Androgen suppressed apoptosis is modified in p53 deficient mice.

Several in vitro studies have provided evidence that the tumor suppressor protein, p53, is involved in the cell death process referred to as apoptosis. The recent development of p53 knock-out mice has enabled further investigation into the function of p53 for apoptosis, in vivo. Radiation-induced apoptosis is suppressed in such mice, yet other forms of apoptosis do not seem to be significantly affected. In this report, we present evidence that such male p53 nullizygous mice have less apoptosis in the prostate glands associated with the first 4 days following castration. Ventral prostate glands were obtained from normal, heterozygous p53-null and p53 nullizygous mice at daily intervals after castration.
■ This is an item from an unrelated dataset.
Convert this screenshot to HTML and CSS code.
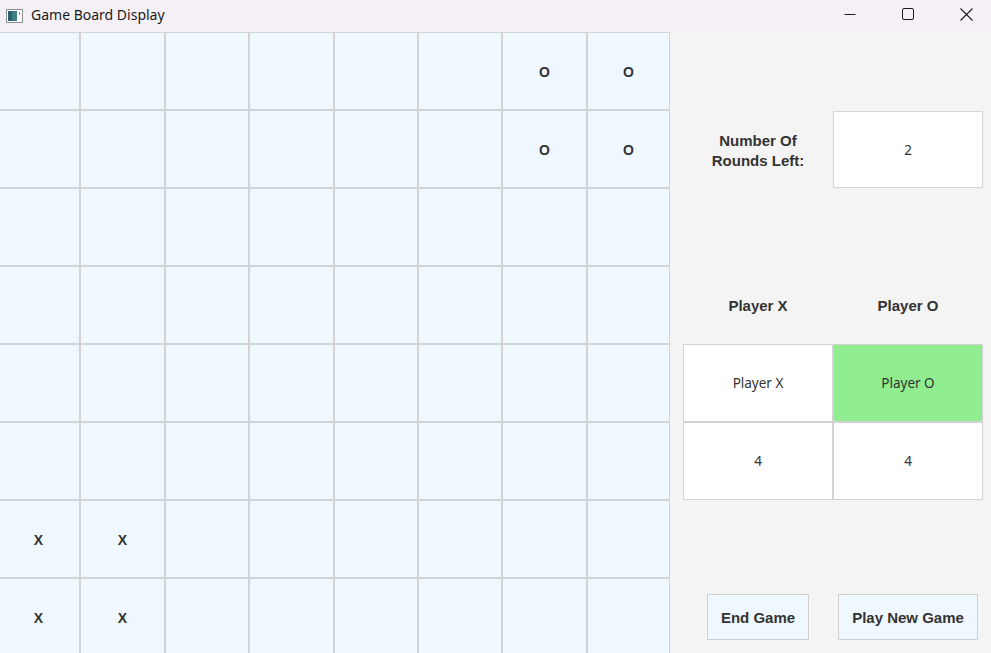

These tissues were stained for apoptosis with the use of the in situ and labeling method and apoptotic bodies were quantified by microscopy. Although labeled apoptotic bodies were observed in post-castrated tissues from all of these genetic variant mice, the onset of apoptosis was delayed and the occurrence of apoptosis was significantly reduced in the p53 nullizygous mice when compared to normal controls. Heterozygous p53-null mice were intermediate for these criteria. Examination of the internucleosomal DNA fragmentation pattern at 2 days of castration supports a significant diminution of prostate cell apoptosis in nullizygous p53 mice. Additionally, large nucleated and multinucleated cells were detected in the prostate epithelium of noncastrated p53 nullizygous mice and these abnormal cells were increased after castration. Flow cytometric analysis of these tissues confirmed a high number of 4C and 8C DNA content cells in the p53 nullizygous prostates and their frequency was increased by castration. In concordance with an earlier study, we conclude that functional p53 protein is not essential for prostate epithelial cells to undergo castration-induced apoptosis. However, wild-type p53 does appear to enhance this process, especially in the early period following castration, and this protein may regulate an aberrant prostate cell cycling activity that follows castration.